Ukrainian Child Rights’ Ombudsman Visits the Office of the Commissioner for Fundamental Rights
On 6 September 2019, Ukrainian Child Rights’ Ombudsman, presidential appointee for child rights, Nikolai Kuleba visited the Office of the Commissioner for Fundamental Rights with his delegation composed of his expert staff and social professionals working for Ukrainian civil society organizations.
The aim of the delegation’s visit to Hungary was to learn and acquire first-hand experience about the Sure Start programme and the “Tanoda” second-chance school programme, the independent and assisted living possibilities of disabled youth who have come of age, and to gather all those good practices that may be successfully applied in Ukraine. The professional meeting held on this topic in the Office of the Commissioner for Fundamental Rights was attended by dr. Elisabeth Sándor-Szalay, Deputy Commissioner for Fundamental Rights, Ombudsman for the Rights of National Minorities, as well as the staff members of the Department for Equal Opportunities and Children’s Rights of the Office.
During the meeting, the Ukrainian Ombudsman presented the key problems and achievements of the Ukrainian child protection system and social sphere. Among others, he described the functioning of the institution of the National Youth Council set up with the cooperation of the youth – as well as young adults having been raised in children’s homes –, which plays an important role in the development of the Ukrainian youth policy. Nikolai Kuleba pointed out that currently, there are 71,000 children in Ukraine who are deprived of their parents. Most of them are under guardianship exercised by their relatives, while others are being raised in family-type group homes or residential children’s homes.

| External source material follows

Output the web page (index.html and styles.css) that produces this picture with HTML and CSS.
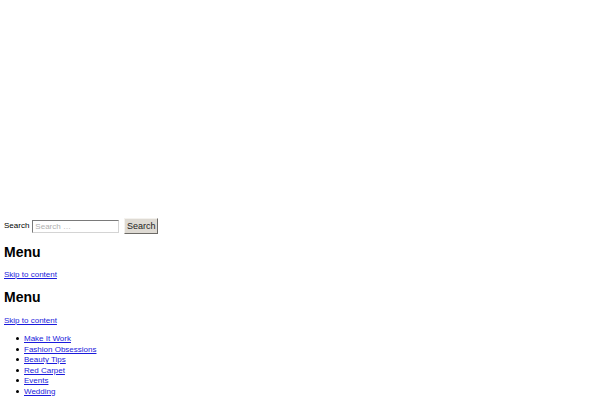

Deputy Commissioner dr. Elisabeth Sándor-Szalay explained that she devotes special attention to the problems of young persons belonging to national minority communities. In close cooperation with the experts of the Department for Equal Opportunities and Children’s Rights, they have prepared numerous reports on the situation of children and youth affiliated with the Roma community. Head of Department dr. Beáta Borza presented the current state of affairs concerning deinstitutionalisation, as well as the situation and problems of the inclusive education of children living with disabilities – that is, the co-education of young persons with learning disabilities and youth not affected by such challenges –, and she also touched upon the difficulties arising from the lack of expert staff in professions related to child protection, social work and education. Head of the Unit for Children’s Rights and Deputy Head of Department, dr. Attila Lápossy presented the directions of the Commissioner’s strategy on children’s rights, the methods and results of the inquiries, and he also talked about the main types of complaints submitted to the Ombudsman in the domain of child rights (e.g. educational issues, complaints related to the guardianship procedure).
The Hungarian and Ukrainian parties of the meeting all agreed that only the long-term cooperation of the representatives of the profession, science, law and politics can induce significant progress and bring a solution to the problems discussed during the meeting. Ombudspersons can facilitate the materialization of the latter by acting as catalysts and keeping fundamental rights- and child rights-related considerations on the agenda. It is crucial to ensure the involvement and participation of children in the common thinking about their lives and problems.